Moderate Palestinians still constitute a majority, despite all we have done to undermine their choice of diplomacy and security coordination. Israel must promote an initiative to resolve the conflict. Conditions are ripe for such a move once there is political will.
The vast majority of security veterans, diplomats and retired government officials free to express their views believe Israel is stronger than ever and should take advantage of opportunities rather than cowering against threats.
We are able to initiate an arrangement with the Palestinians that would preserve Israel as the democratic nation state of the Jewish people and dramatically improve our situation in the region. A proactive policy would reopen the doors to the club of liberal European democracies, which are our important partners in terms of values and trade. The optimistic approach would facilitate bipartisan US support and re-engagement with the American Jewish community.
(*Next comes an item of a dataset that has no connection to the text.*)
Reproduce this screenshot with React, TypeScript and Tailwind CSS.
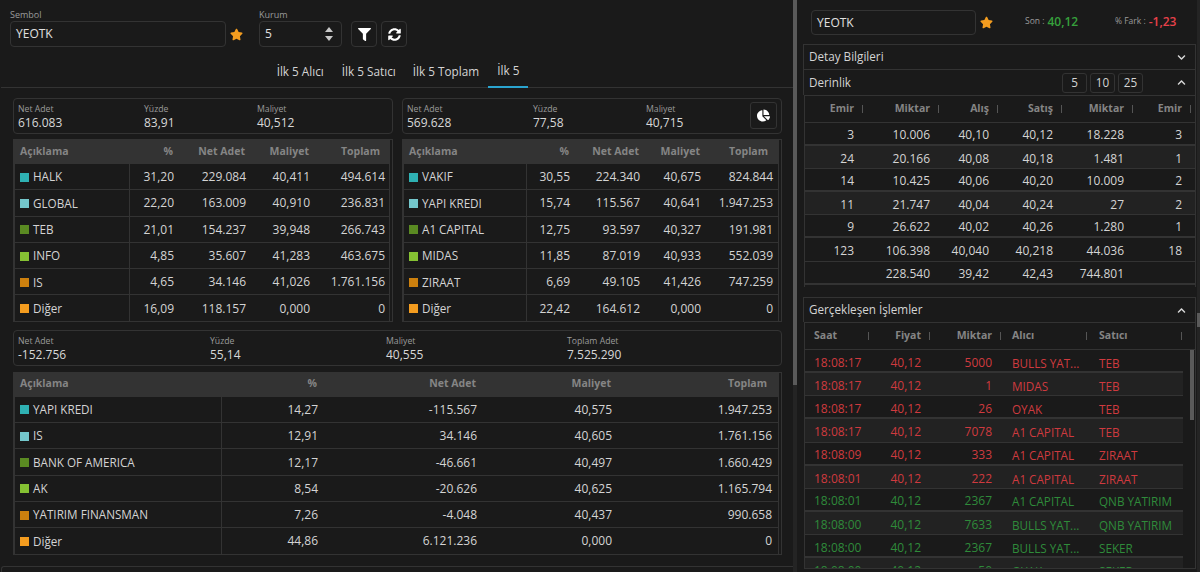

Perhaps the threat of annexation will give rise to the emergence of a diplomatic initiative led by the Center-Left in a spirit of self-assurance and hope rather than fear and victimhood. Absent an optimistic and pro-active approach, we would not have declared our independence and would not have signed peace treaties with Egypt and Jordan, which have changed our strategic position. The name of our anthem is “Hatikvah,” Hebrew for “the hope,” not “Hapachad,” Hebrew for “the fear.”
The writer is a board member at Mitvim – The Israeli Institute for Regional Foreign Policies and a former diplomat and policy adviser to president Shimon Peres.